## WHAT IS ASKED
Images are not part of the copy; transcribe all the data exactly.

— Start DATA SEGMENT —

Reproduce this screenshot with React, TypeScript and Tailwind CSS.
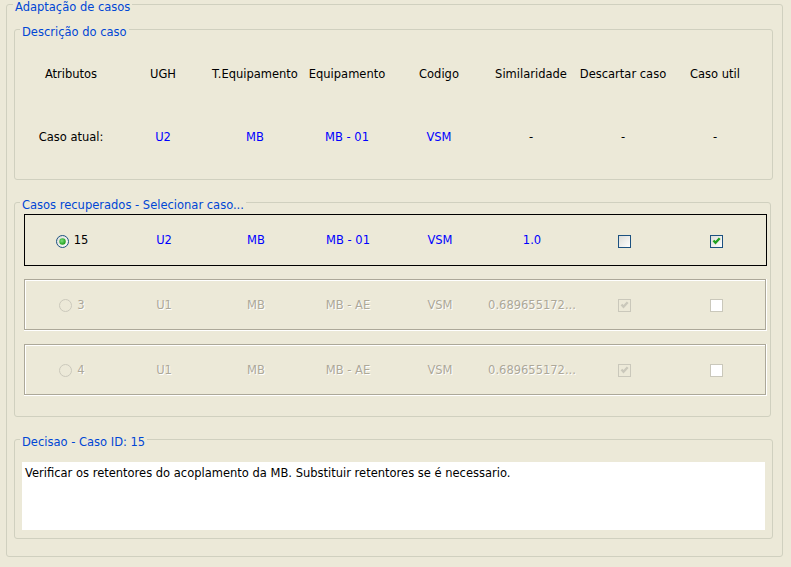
import React from "react";

type Caso = {
  id: string;
  ugh: string;
  tipo: string;
  equipamento: string;
  codigo: string;
  similaridade: string;
  descartar: boolean;
  util: boolean;
  ativo: boolean;
};

const casos: Caso[] = [
  { id: "15", ugh: "U2", tipo: "MB", equipamento: "MB - 01", codigo: "VSM", similaridade: "1.0", descartar: false, util: true, ativo: true },
  { id: "3", ugh: "U1", tipo: "MB", equipamento: "MB - AE", codigo: "VSM", similaridade: "0.689655172...", descartar: true, util: false, ativo: false },
  { id: "4", ugh: "U1", tipo: "MB", equipamento: "MB - AE", codigo: "VSM", similaridade: "0.689655172...", descartar: true, util: false, ativo: false },
];

const Legend = ({ children }: { children: React.ReactNode }) => (
  <legend className="ml-[-1px] px-[2px] pt-[6px] leading-[2px] text-[#0046D5]">{children}</legend>
);

const Radio = ({ selected, disabled, uid }: { selected: boolean; disabled: boolean; uid: string }) => {
  if (disabled) {
    return (
      <svg width="13" height="13" viewBox="0 0 13 13">
        <circle cx="6.5" cy="6.5" r="6" fill="none" stroke="#CAC8BB" />
      </svg>
    );
  }
  return (
    <svg width="13" height="13" viewBox="0 0 13 13">
      <defs>
        <linearGradient id={`rf-${uid}`} x1="0" y1="0" x2="1" y2="1">
          <stop offset="0" stopColor="#DCDCD7" />
          <stop offset="1" stopColor="#FFFFFF" />
        </linearGradient>
        <radialGradient id={`rd-${uid}`} cx="0.4" cy="0.4" r="0.6">
          <stop offset="0" stopColor="#7EE07E" />
          <stop offset="1" stopColor="#1E9E1E" />
        </radialGradient>
      </defs>
      <circle cx="6.5" cy="6.5" r="6" fill={`url(#rf-${uid})`} stroke="#1C5180" />
      {selected && <circle cx="6.5" cy="6.5" r="3.2" fill={`url(#rd-${uid})`} />}
    </svg>
  );
};

const Checkbox = ({ checked, disabled, uid }: { checked: boolean; disabled: boolean; uid: string }) => {
  const border = disabled ? "#CAC8BB" : "#1C5180";
  const fill = disabled ? (checked ? "#ECE9D8" : "#FFFFFF") : `url(#cf-${uid})`;
  const mark = disabled ? "#CAC8BB" : "#21A121";
  return (
    <svg width="13" height="13" viewBox="0 0 13 13">
      <defs>
        <linearGradient id={`cf-${uid}`} x1="0" y1="0" x2="1" y2="1">
          <stop offset="0" stopColor="#DCDCD7" />
          <stop offset="1" stopColor="#FFFFFF" />
        </linearGradient>
      </defs>
      <rect x="0.5" y="0.5" width="12" height="12" fill={fill} stroke={border} />
      {checked && <polyline points="3.5,5.5 5.5,7.8 9.7,3.3" fill="none" stroke={mark} strokeWidth="2.4" />}
    </svg>
  );
};

const CasoRow = ({ caso }: { caso: Caso }) => {
  const txt = caso.ativo ? "text-[#0000FF]" : "text-[#ACA899] [text-shadow:1px_1px_0_#fff]";
  const grid = (
    <div className="grid h-full grid-cols-[repeat(8,92px)] items-center pl-[1px] pt-[2px] text-center">
      <div className="flex items-center justify-center gap-[5px]">
        <Radio selected={caso.ativo} disabled={!caso.ativo} uid={`r${caso.id}`} />
        <span className={caso.ativo ? "text-black" : "text-[#ACA899] [text-shadow:1px_1px_0_#fff]"}>{caso.id}</span>
      </div>
      <span className={txt}>{caso.ugh}</span>
      <span className={txt}>{caso.tipo}</span>
      <span className={txt}>{caso.equipamento}</span>
      <span className={txt}>{caso.codigo}</span>
      <span className={txt}>{caso.similaridade}</span>
      <div className="flex justify-center">
        <Checkbox checked={caso.descartar} disabled={!caso.ativo} uid={`d${caso.id}`} />
      </div>
      <div className="flex justify-center">
        <Checkbox checked={caso.util} disabled={!caso.ativo} uid={`u${caso.id}`} />
      </div>
    </div>
  );

  if (caso.ativo) {
    return <div className="h-[52px] border border-black">{grid}</div>;
  }
  return (
    <div className="h-[52px] border-r border-b border-white">
      <div className="h-full border border-[#ACA899] shadow-[inset_1px_1px_0_#fff]">{grid}</div>
    </div>
  );
};

const App = () => {
  const headers = ["Atributos", "UGH", "T.Equipamento", "Equipamento", "Codigo", "Similaridade", "Descartar caso", "Caso util"];
  const atual = ["U2", "MB", "MB - 01", "VSM"];

  return (
    <div className="min-h-screen w-[791px] h-[567px] bg-[#ECE9D8] pl-[6px] pr-[8px] font-['DejaVu_Sans',sans-serif] text-[11.5px] text-black">
      <fieldset className="rounded-[3px] border border-[#D0D0BF] pl-[7px] pr-[9px] pt-[17px] pb-[17px]">
        <Legend>Adaptação de casos</Legend>

        {/* Descrição do caso */}
        <fieldset className="rounded-[3px] border border-[#D0D0BF] px-[6px] pt-[10px] pb-[10px]">
          <Legend>Descrição do caso</Legend>
          <div className="ml-[4px] grid grid-cols-[repeat(8,92px)] text-center">
            {headers.map((h) => (
              <div key={h} className="flex h-[63px] items-center justify-center">{h}</div>
            ))}
            <div className="flex h-[63px] items-center justify-center">Caso atual:</div>
            {atual.map((v) => (
              <div key={v} className="flex h-[63px] items-center justify-center text-[#0000FF]">{v}</div>
            ))}
            <div className="flex h-[63px] items-center justify-center">-</div>
            <div className="flex h-[63px] items-center justify-center">-</div>
            <div className="flex h-[63px] items-center justify-center">-</div>
          </div>
        </fieldset>

        {/* Casos recuperados */}
        <fieldset className="mt-[18px] mr-[2px] rounded-[3px] border border-[#D0D0BF] pl-[6px] pr-[3px] pt-[8px] pb-[20px]">
          <Legend>Casos recuperados - Selecionar caso...</Legend>
          <div className="flex flex-col gap-[13px] pl-[3px]">
            {casos.map((c) => (
              <CasoRow key={c.id} caso={c} />
            ))}
          </div>
        </fieldset>

        {/* Decisão */}
        <fieldset className="mt-[18px] rounded-[3px] border border-[#D0D0BF] px-[6px] pt-[19px] pb-[8px]">
          <Legend>Decisao - Caso ID: 15</Legend>
          <div className="mx-[1px] h-[68px] bg-white px-[3px] pt-[5px] leading-[13px]">
            Verificar os retentores do acoplamento da MB. Substituir retentores se é necessario.
          </div>
        </fieldset>
      </fieldset>
    </div>
  );
};

export default App;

— End DATA SEGMENT —

## FINAL RESULT
Reproduce this screenshot with React, TypeScript and Tailwind CSS.
import React from "react";

type Caso = {
  id: string;
  ugh: string;
  tipo: string;
  equipamento: string;
  codigo: string;
  similaridade: string;
  descartar: boolean;
  util: boolean;
  ativo: boolean;
};

const casos: Caso[] = [
  { id: "15", ugh: "U2", tipo: "MB", equipamento: "MB - 01", codigo: "VSM", similaridade: "1.0", descartar: false, util: true, ativo: true },
  { id: "3", ugh: "U1", tipo: "MB", equipamento: "MB - AE", codigo: "VSM", similaridade: "0.689655172...", descartar: true, util: false, ativo: false },
  { id: "4", ugh: "U1", tipo: "MB", equipamento: "MB - AE", codigo: "VSM", similaridade: "0.689655172...", descartar: true, util: false, ativo: false },
];

const Legend = ({ children }: { children: React.ReactNode }) => (
  <legend className="ml-[-1px] px-[2px] pt-[6px] leading-[2px] text-[#0046D5]">{children}</legend>
);

const Radio = ({ selected, disabled, uid }: { selected: boolean; disabled: boolean; uid: string }) => {
  if (disabled) {
    return (
      <svg width="13" height="13" viewBox="0 0 13 13">
        <circle cx="6.5" cy="6.5" r="6" fill="none" stroke="#CAC8BB" />
      </svg>
    );
  }
  return (
    <svg width="13" height="13" viewBox="0 0 13 13">
      <defs>
        <linearGradient id={`rf-${uid}`} x1="0" y1="0" x2="1" y2="1">
          <stop offset="0" stopColor="#DCDCD7" />
          <stop offset="1" stopColor="#FFFFFF" />
        </linearGradient>
        <radialGradient id={`rd-${uid}`} cx="0.4" cy="0.4" r="0.6">
          <stop offset="0" stopColor="#7EE07E" />
          <stop offset="1" stopColor="#1E9E1E" />
        </radialGradient>
      </defs>
      <circle cx="6.5" cy="6.5" r="6" fill={`url(#rf-${uid})`} stroke="#1C5180" />
      {selected && <circle cx="6.5" cy="6.5" r="3.2" fill={`url(#rd-${uid})`} />}
    </svg>
  );
};

const Checkbox = ({ checked, disabled, uid }: { checked: boolean; disabled: boolean; uid: string }) => {
  const border = disabled ? "#CAC8BB" : "#1C5180";
  const fill = disabled ? (checked ? "#ECE9D8" : "#FFFFFF") : `url(#cf-${uid})`;
  const mark = disabled ? "#CAC8BB" : "#21A121";
  return (
    <svg width="13" height="13" viewBox="0 0 13 13">
      <defs>
        <linearGradient id={`cf-${uid}`} x1="0" y1="0" x2="1" y2="1">
          <stop offset="0" stopColor="#DCDCD7" />
          <stop offset="1" stopColor="#FFFFFF" />
        </linearGradient>
      </defs>
      <rect x="0.5" y="0.5" width="12" height="12" fill={fill} stroke={border} />
      {checked && <polyline points="3.5,5.5 5.5,7.8 9.7,3.3" fill="none" stroke={mark} strokeWidth="2.4" />}
    </svg>
  );
};

const CasoRow = ({ caso }: { caso: Caso }) => {
  const txt = caso.ativo ? "text-[#0000FF]" : "text-[#ACA899] [text-shadow:1px_1px_0_#fff]";
  const grid = (
    <div className="grid h-full grid-cols-[repeat(8,92px)] items-center pl-[1px] pt-[2px] text-center">
      <div className="flex items-center justify-center gap-[5px]">
        <Radio selected={caso.ativo} disabled={!caso.ativo} uid={`r${caso.id}`} />
        <span className={caso.ativo ? "text-black" : "text-[#ACA899] [text-shadow:1px_1px_0_#fff]"}>{caso.id}</span>
      </div>
      <span className={txt}>{caso.ugh}</span>
      <span className={txt}>{caso.tipo}</span>
      <span className={txt}>{caso.equipamento}</span>
      <span className={txt}>{caso.codigo}</span>
      <span className={txt}>{caso.similaridade}</span>
      <div className="flex justify-center">
        <Checkbox checked={caso.descartar} disabled={!caso.ativo} uid={`d${caso.id}`} />
      </div>
      <div className="flex justify-center">
        <Checkbox checked={caso.util} disabled={!caso.ativo} uid={`u${caso.id}`} />
      </div>
    </div>
  );

  if (caso.ativo) {
    return <div className="h-[52px] border border-black">{grid}</div>;
  }
  return (
    <div className="h-[52px] border-r border-b border-white">
      <div className="h-full border border-[#ACA899] shadow-[inset_1px_1px_0_#fff]">{grid}</div>
    </div>
  );
};

const App = () => {
  const headers = ["Atributos", "UGH", "T.Equipamento", "Equipamento", "Codigo", "Similaridade", "Descartar caso", "Caso util"];
  const atual = ["U2", "MB", "MB - 01", "VSM"];

  return (
    <div className="min-h-screen w-[791px] h-[567px] bg-[#ECE9D8] pl-[6px] pr-[8px] font-['DejaVu_Sans',sans-serif] text-[11.5px] text-black">
      <fieldset className="rounded-[3px] border border-[#D0D0BF] pl-[7px] pr-[9px] pt-[17px] pb-[17px]">
        <Legend>Adaptação de casos</Legend>

        {/* Descrição do caso */}
        <fieldset className="rounded-[3px] border border-[#D0D0BF] px-[6px] pt-[10px] pb-[10px]">
          <Legend>Descrição do caso</Legend>
          <div className="ml-[4px] grid grid-cols-[repeat(8,92px)] text-center">
            {headers.map((h) => (
              <div key={h} className="flex h-[63px] items-center justify-center">{h}</div>
            ))}
            <div className="flex h-[63px] items-center justify-center">Caso atual:</div>
            {atual.map((v) => (
              <div key={v} className="flex h-[63px] items-center justify-center text-[#0000FF]">{v}</div>
            ))}
            <div className="flex h-[63px] items-center justify-center">-</div>
            <div className="flex h-[63px] items-center justify-center">-</div>
            <div className="flex h-[63px] items-center justify-center">-</div>
          </div>
        </fieldset>

        {/* Casos recuperados */}
        <fieldset className="mt-[18px] mr-[2px] rounded-[3px] border border-[#D0D0BF] pl-[6px] pr-[3px] pt-[8px] pb-[20px]">
          <Legend>Casos recuperados - Selecionar caso...</Legend>
          <div className="flex flex-col gap-[13px] pl-[3px]">
            {casos.map((c) => (
              <CasoRow key={c.id} caso={c} />
            ))}
          </div>
        </fieldset>

        {/* Decisão */}
        <fieldset className="mt-[18px] rounded-[3px] border border-[#D0D0BF] px-[6px] pt-[19px] pb-[8px]">
          <Legend>Decisao - Caso ID: 15</Legend>
          <div className="mx-[1px] h-[68px] bg-white px-[3px] pt-[5px] leading-[13px]">
            Verificar os retentores do acoplamento da MB. Substituir retentores se é necessario.
          </div>
        </fieldset>
      </fieldset>
    </div>
  );
};

export default App;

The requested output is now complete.